EVENING WILL COME: A MONTHLY JOURNAL OF POETICS (ISSUE 7: JULY 2011)

Ronaldo V. Wilson
Poetics in Dream Tracking                  (page 2)

On the bus, a group of white men warn the younger ones that there will be a crash – and one says to the others – perhaps including me in the warning – that you have to look behind you to see what will happen. Sing a warning, one of them says. The distance between song and the wall extends through the message and the song’s meaning, or at least its intention as a warning about how and where I function in dream space. I realize this is not a mix-up, and I am as fearful of who I am as I am of what’s to come.

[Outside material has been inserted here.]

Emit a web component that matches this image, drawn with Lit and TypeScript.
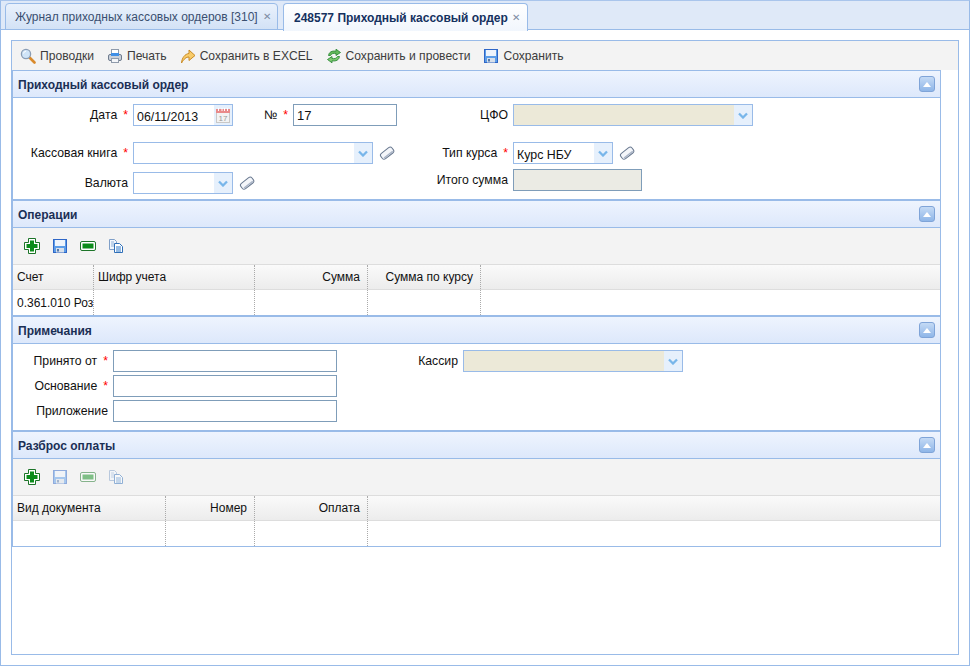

What kind of poet are you? How do you say, I am a Black poet? How do you say that being a Black poet is how I am also an Asian and Gay poet? How do you say, I am not interested in anything but the sky at one moment, and the complications of intentionally wanting to soil a bathroom wall, or to hack up on someone’s face, in the next? How do you say, I have given over to the labor of the exhausted black body in one form of writing after another? How do you say, I have splinters to pull from my brain, as I attempt to occupy and evade? How do you say, I almost got the job, again, but now I am getting older and I fear I will never get what I deserve if I keep telling the truth, but all I have is the truth? How do you say, I am lost in the complications of my birth, that for me, being a poet is tied to the experience of, at this moment, purposefully moving in what Myung Mi Kim, in Commons, names as the “circulatory spaces,” somewhere in the “storehouse of the human,” what I see as the complicated archive of experience that is freeing, yet held in relief to what binds me to root and wire. How do you say, there is no safety net, and the more clearly you delineate, the more it becomes harder to make an honest living in the world where you have to eat, pay bills, and love?